Palestinians sources in touch with the officials in the neighbouring countries say they know it would be hard to market Dahlan at this stage, suggesting that Qidweh may be a transitional president.

The only problem Qidweh would face in the succession process is competition from Palestinian leader Marwan Barghouti, who has been in prison in Israel since 2004.

For years, Barghouti’s inner circle have maintained that he will run for the presidency in any future elections, regardless of the Fatah Central Committee's position, and regardless of whether he stays behind bars.

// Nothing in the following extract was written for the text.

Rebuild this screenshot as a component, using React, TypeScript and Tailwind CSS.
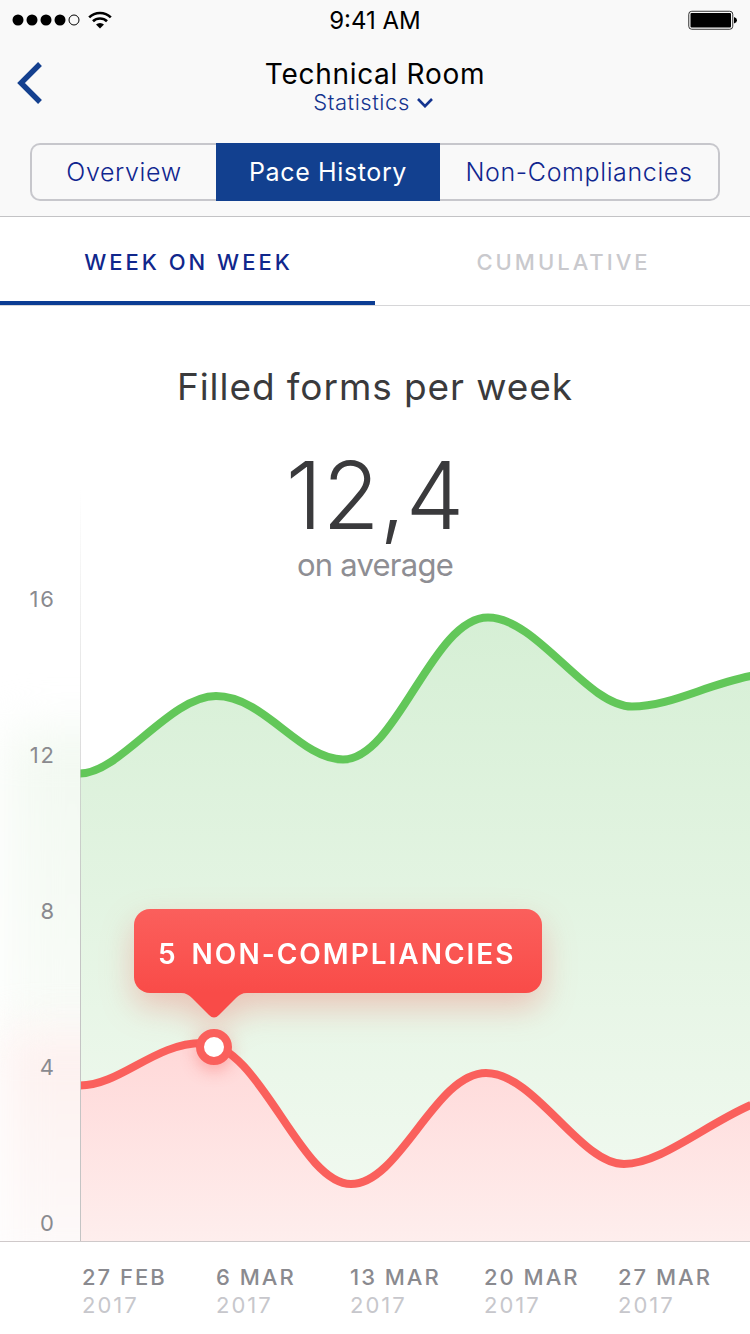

Those close to him say Barghouti has the right to run for the presidency because he enjoys the highest popularity among Palestinians in any public survey and is the only party leader who could win future elections.

Marwan – whose aides said he would run the PA from behind bars by appointing a series of deputies - has also said he believes that his election is the only way to maintain international pressure on Israel to release him from jail.

But observers say the PA is not going to have elections when Abbas leaves power. Instead, they expect Fatah leaders to freeze the elections on the pretext of the split between the West Bank, which is ruled by Fatah, and Hamas-controlled Gaza.

Abbas recently formed a constitutional court that many legal experts say may be an attempt to put a stop to elections after he leaves power.

In place of an election, the court could refer the PA to the PLO to install its president and deputies, if Abbas were to go at a time when free elections are not possible, legal experts say.

The court could argue, for example, that elections were impossible if Fatah and Hamas had not yet been reconciled or if elections could not be conducted in East Jerusalem, which are both currently the case.